• **Material**

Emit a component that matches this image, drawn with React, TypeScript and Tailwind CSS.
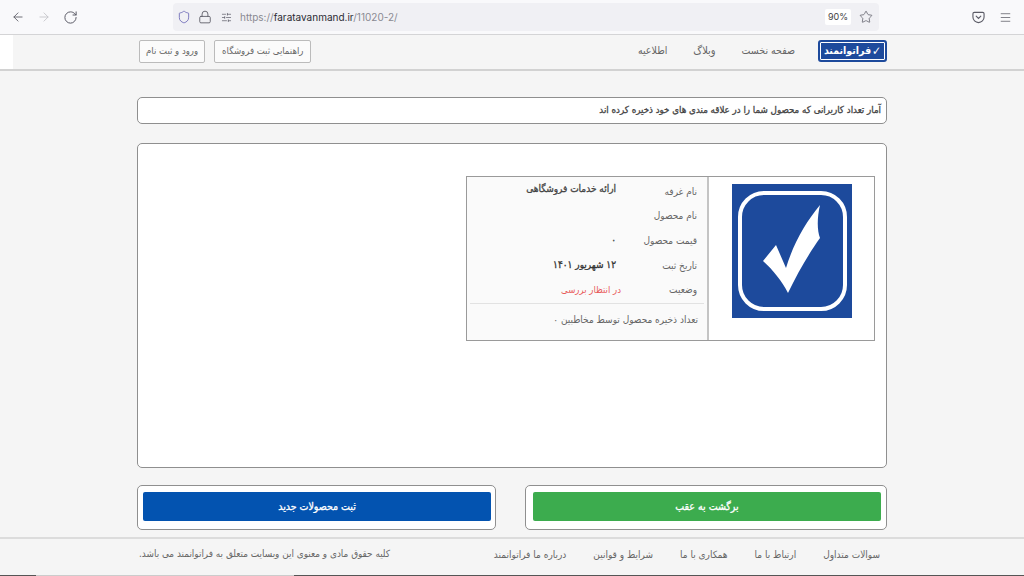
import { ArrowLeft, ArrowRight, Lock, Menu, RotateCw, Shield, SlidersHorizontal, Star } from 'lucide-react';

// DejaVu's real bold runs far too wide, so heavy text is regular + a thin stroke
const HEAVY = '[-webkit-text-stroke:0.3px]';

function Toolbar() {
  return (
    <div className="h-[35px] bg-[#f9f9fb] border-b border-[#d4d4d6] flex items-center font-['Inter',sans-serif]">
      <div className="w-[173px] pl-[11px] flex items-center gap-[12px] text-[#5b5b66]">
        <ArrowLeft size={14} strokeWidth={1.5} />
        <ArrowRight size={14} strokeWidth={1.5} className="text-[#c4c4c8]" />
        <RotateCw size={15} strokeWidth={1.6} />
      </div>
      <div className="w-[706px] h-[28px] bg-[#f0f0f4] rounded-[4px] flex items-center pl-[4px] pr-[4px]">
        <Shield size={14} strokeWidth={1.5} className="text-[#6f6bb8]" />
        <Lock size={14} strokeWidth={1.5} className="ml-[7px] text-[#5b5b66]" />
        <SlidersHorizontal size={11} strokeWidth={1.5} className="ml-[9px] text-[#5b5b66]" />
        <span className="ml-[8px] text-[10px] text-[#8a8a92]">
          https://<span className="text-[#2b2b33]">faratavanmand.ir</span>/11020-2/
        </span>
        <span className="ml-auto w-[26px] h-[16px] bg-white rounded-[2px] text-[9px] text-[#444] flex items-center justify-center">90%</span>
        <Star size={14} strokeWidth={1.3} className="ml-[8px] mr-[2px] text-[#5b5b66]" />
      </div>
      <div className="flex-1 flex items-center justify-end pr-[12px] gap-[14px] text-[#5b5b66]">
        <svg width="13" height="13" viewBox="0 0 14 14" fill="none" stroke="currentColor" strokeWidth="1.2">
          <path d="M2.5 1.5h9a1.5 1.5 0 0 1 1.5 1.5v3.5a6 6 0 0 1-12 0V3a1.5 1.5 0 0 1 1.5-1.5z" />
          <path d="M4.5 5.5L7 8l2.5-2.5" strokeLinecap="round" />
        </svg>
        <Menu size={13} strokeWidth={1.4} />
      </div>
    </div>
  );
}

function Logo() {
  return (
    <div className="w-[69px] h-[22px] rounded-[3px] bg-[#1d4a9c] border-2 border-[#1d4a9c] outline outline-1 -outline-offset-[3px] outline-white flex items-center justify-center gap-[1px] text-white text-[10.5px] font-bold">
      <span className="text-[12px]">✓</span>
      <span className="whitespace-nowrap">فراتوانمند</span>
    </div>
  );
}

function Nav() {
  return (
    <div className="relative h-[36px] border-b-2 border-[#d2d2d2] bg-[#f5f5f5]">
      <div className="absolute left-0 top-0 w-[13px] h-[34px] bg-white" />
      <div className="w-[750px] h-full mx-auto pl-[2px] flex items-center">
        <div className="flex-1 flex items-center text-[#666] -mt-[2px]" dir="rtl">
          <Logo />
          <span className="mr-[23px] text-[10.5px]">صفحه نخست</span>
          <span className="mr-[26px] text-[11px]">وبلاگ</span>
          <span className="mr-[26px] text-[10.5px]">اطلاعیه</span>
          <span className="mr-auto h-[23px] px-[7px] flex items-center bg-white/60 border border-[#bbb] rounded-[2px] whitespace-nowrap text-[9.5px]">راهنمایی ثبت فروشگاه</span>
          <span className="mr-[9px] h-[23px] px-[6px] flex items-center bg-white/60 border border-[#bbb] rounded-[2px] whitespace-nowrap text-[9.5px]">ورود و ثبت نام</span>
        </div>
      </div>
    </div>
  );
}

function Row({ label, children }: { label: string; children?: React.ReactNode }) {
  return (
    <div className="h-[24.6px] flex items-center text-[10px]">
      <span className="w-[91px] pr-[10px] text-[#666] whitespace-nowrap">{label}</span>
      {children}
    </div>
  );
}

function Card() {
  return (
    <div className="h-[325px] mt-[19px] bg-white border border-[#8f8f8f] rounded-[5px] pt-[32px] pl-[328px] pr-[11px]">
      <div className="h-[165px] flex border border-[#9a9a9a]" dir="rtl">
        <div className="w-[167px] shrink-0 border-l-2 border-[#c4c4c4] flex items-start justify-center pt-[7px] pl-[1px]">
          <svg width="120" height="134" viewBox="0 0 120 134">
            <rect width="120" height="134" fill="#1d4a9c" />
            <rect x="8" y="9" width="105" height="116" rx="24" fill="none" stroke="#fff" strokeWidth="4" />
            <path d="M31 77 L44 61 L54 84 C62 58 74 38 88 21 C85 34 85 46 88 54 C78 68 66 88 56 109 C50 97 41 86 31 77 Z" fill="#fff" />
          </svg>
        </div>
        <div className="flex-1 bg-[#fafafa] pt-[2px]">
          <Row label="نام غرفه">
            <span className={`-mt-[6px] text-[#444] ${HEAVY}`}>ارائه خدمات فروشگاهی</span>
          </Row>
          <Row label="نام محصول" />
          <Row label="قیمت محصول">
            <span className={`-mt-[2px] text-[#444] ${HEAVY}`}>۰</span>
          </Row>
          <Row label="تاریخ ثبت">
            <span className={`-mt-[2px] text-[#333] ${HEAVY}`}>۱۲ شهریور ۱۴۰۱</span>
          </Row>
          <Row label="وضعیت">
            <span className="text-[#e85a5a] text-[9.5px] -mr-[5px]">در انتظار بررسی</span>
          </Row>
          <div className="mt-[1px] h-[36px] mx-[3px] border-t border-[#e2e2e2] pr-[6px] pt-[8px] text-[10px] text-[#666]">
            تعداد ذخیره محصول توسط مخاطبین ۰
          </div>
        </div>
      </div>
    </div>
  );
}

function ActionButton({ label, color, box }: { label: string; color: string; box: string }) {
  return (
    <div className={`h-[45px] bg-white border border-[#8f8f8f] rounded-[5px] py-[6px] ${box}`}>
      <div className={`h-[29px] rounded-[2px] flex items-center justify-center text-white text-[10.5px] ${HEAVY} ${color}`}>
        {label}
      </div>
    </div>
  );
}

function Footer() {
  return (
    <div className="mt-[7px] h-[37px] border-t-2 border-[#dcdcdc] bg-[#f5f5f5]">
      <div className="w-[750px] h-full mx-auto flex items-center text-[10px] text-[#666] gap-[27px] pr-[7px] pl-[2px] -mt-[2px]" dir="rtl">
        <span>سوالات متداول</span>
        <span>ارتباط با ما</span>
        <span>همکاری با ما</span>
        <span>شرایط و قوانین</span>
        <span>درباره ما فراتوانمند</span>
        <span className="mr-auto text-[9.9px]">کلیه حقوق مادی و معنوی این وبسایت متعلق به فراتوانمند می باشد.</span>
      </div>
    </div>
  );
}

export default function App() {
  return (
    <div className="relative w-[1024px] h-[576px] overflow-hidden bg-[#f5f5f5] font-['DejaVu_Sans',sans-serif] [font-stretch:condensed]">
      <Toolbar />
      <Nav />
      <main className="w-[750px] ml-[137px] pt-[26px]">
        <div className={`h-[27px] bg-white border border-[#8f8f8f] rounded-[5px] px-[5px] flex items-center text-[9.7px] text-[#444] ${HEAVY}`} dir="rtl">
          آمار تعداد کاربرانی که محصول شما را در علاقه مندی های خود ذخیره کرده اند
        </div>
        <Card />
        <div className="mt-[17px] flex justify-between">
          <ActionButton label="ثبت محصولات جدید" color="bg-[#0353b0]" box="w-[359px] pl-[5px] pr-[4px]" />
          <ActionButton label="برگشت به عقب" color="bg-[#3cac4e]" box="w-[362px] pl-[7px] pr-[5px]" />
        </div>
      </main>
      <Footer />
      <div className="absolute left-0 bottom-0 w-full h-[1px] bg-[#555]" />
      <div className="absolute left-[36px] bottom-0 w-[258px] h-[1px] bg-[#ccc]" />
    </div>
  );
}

• **Task**
Return each line from the material above exactly, but not the pictures.

• **In response**
Emit a component that matches this image, drawn with React, TypeScript and Tailwind CSS.
import { ArrowLeft, ArrowRight, Lock, Menu, RotateCw, Shield, SlidersHorizontal, Star } from 'lucide-react';

// DejaVu's real bold runs far too wide, so heavy text is regular + a thin stroke
const HEAVY = '[-webkit-text-stroke:0.3px]';

function Toolbar() {
  return (
    <div className="h-[35px] bg-[#f9f9fb] border-b border-[#d4d4d6] flex items-center font-['Inter',sans-serif]">
      <div className="w-[173px] pl-[11px] flex items-center gap-[12px] text-[#5b5b66]">
        <ArrowLeft size={14} strokeWidth={1.5} />
        <ArrowRight size={14} strokeWidth={1.5} className="text-[#c4c4c8]" />
        <RotateCw size={15} strokeWidth={1.6} />
      </div>
      <div className="w-[706px] h-[28px] bg-[#f0f0f4] rounded-[4px] flex items-center pl-[4px] pr-[4px]">
        <Shield size={14} strokeWidth={1.5} className="text-[#6f6bb8]" />
        <Lock size={14} strokeWidth={1.5} className="ml-[7px] text-[#5b5b66]" />
        <SlidersHorizontal size={11} strokeWidth={1.5} className="ml-[9px] text-[#5b5b66]" />
        <span className="ml-[8px] text-[10px] text-[#8a8a92]">
          https://<span className="text-[#2b2b33]">faratavanmand.ir</span>/11020-2/
        </span>
        <span className="ml-auto w-[26px] h-[16px] bg-white rounded-[2px] text-[9px] text-[#444] flex items-center justify-center">90%</span>
        <Star size={14} strokeWidth={1.3} className="ml-[8px] mr-[2px] text-[#5b5b66]" />
      </div>
      <div className="flex-1 flex items-center justify-end pr-[12px] gap-[14px] text-[#5b5b66]">
        <svg width="13" height="13" viewBox="0 0 14 14" fill="none" stroke="currentColor" strokeWidth="1.2">
          <path d="M2.5 1.5h9a1.5 1.5 0 0 1 1.5 1.5v3.5a6 6 0 0 1-12 0V3a1.5 1.5 0 0 1 1.5-1.5z" />
          <path d="M4.5 5.5L7 8l2.5-2.5" strokeLinecap="round" />
        </svg>
        <Menu size={13} strokeWidth={1.4} />
      </div>
    </div>
  );
}

function Logo() {
  return (
    <div className="w-[69px] h-[22px] rounded-[3px] bg-[#1d4a9c] border-2 border-[#1d4a9c] outline outline-1 -outline-offset-[3px] outline-white flex items-center justify-center gap-[1px] text-white text-[10.5px] font-bold">
      <span className="text-[12px]">✓</span>
      <span className="whitespace-nowrap">فراتوانمند</span>
    </div>
  );
}

function Nav() {
  return (
    <div className="relative h-[36px] border-b-2 border-[#d2d2d2] bg-[#f5f5f5]">
      <div className="absolute left-0 top-0 w-[13px] h-[34px] bg-white" />
      <div className="w-[750px] h-full mx-auto pl-[2px] flex items-center">
        <div className="flex-1 flex items-center text-[#666] -mt-[2px]" dir="rtl">
          <Logo />
          <span className="mr-[23px] text-[10.5px]">صفحه نخست</span>
          <span className="mr-[26px] text-[11px]">وبلاگ</span>
          <span className="mr-[26px] text-[10.5px]">اطلاعیه</span>
          <span className="mr-auto h-[23px] px-[7px] flex items-center bg-white/60 border border-[#bbb] rounded-[2px] whitespace-nowrap text-[9.5px]">راهنمایی ثبت فروشگاه</span>
          <span className="mr-[9px] h-[23px] px-[6px] flex items-center bg-white/60 border border-[#bbb] rounded-[2px] whitespace-nowrap text-[9.5px]">ورود و ثبت نام</span>
        </div>
      </div>
    </div>
  );
}

function Row({ label, children }: { label: string; children?: React.ReactNode }) {
  return (
    <div className="h-[24.6px] flex items-center text-[10px]">
      <span className="w-[91px] pr-[10px] text-[#666] whitespace-nowrap">{label}</span>
      {children}
    </div>
  );
}

function Card() {
  return (
    <div className="h-[325px] mt-[19px] bg-white border border-[#8f8f8f] rounded-[5px] pt-[32px] pl-[328px] pr-[11px]">
      <div className="h-[165px] flex border border-[#9a9a9a]" dir="rtl">
        <div className="w-[167px] shrink-0 border-l-2 border-[#c4c4c4] flex items-start justify-center pt-[7px] pl-[1px]">
          <svg width="120" height="134" viewBox="0 0 120 134">
            <rect width="120" height="134" fill="#1d4a9c" />
            <rect x="8" y="9" width="105" height="116" rx="24" fill="none" stroke="#fff" strokeWidth="4" />
            <path d="M31 77 L44 61 L54 84 C62 58 74 38 88 21 C85 34 85 46 88 54 C78 68 66 88 56 109 C50 97 41 86 31 77 Z" fill="#fff" />
          </svg>
        </div>
        <div className="flex-1 bg-[#fafafa] pt-[2px]">
          <Row label="نام غرفه">
            <span className={`-mt-[6px] text-[#444] ${HEAVY}`}>ارائه خدمات فروشگاهی</span>
          </Row>
          <Row label="نام محصول" />
          <Row label="قیمت محصول">
            <span className={`-mt-[2px] text-[#444] ${HEAVY}`}>۰</span>
          </Row>
          <Row label="تاریخ ثبت">
            <span className={`-mt-[2px] text-[#333] ${HEAVY}`}>۱۲ شهریور ۱۴۰۱</span>
          </Row>
          <Row label="وضعیت">
            <span className="text-[#e85a5a] text-[9.5px] -mr-[5px]">در انتظار بررسی</span>
          </Row>
          <div className="mt-[1px] h-[36px] mx-[3px] border-t border-[#e2e2e2] pr-[6px] pt-[8px] text-[10px] text-[#666]">
            تعداد ذخیره محصول توسط مخاطبین ۰
          </div>
        </div>
      </div>
    </div>
  );
}

function ActionButton({ label, color, box }: { label: string; color: string; box: string }) {
  return (
    <div className={`h-[45px] bg-white border border-[#8f8f8f] rounded-[5px] py-[6px] ${box}`}>
      <div className={`h-[29px] rounded-[2px] flex items-center justify-center text-white text-[10.5px] ${HEAVY} ${color}`}>
        {label}
      </div>
    </div>
  );
}

function Footer() {
  return (
    <div className="mt-[7px] h-[37px] border-t-2 border-[#dcdcdc] bg-[#f5f5f5]">
      <div className="w-[750px] h-full mx-auto flex items-center text-[10px] text-[#666] gap-[27px] pr-[7px] pl-[2px] -mt-[2px]" dir="rtl">
        <span>سوالات متداول</span>
        <span>ارتباط با ما</span>
        <span>همکاری با ما</span>
        <span>شرایط و قوانین</span>
        <span>درباره ما فراتوانمند</span>
        <span className="mr-auto text-[9.9px]">کلیه حقوق مادی و معنوی این وبسایت متعلق به فراتوانمند می باشد.</span>
      </div>
    </div>
  );
}

export default function App() {
  return (
    <div className="relative w-[1024px] h-[576px] overflow-hidden bg-[#f5f5f5] font-['DejaVu_Sans',sans-serif] [font-stretch:condensed]">
      <Toolbar />
      <Nav />
      <main className="w-[750px] ml-[137px] pt-[26px]">
        <div className={`h-[27px] bg-white border border-[#8f8f8f] rounded-[5px] px-[5px] flex items-center text-[9.7px] text-[#444] ${HEAVY}`} dir="rtl">
          آمار تعداد کاربرانی که محصول شما را در علاقه مندی های خود ذخیره کرده اند
        </div>
        <Card />
        <div className="mt-[17px] flex justify-between">
          <ActionButton label="ثبت محصولات جدید" color="bg-[#0353b0]" box="w-[359px] pl-[5px] pr-[4px]" />
          <ActionButton label="برگشت به عقب" color="bg-[#3cac4e]" box="w-[362px] pl-[7px] pr-[5px]" />
        </div>
      </main>
      <Footer />
      <div className="absolute left-0 bottom-0 w-full h-[1px] bg-[#555]" />
      <div className="absolute left-[36px] bottom-0 w-[258px] h-[1px] bg-[#ccc]" />
    </div>
  );
}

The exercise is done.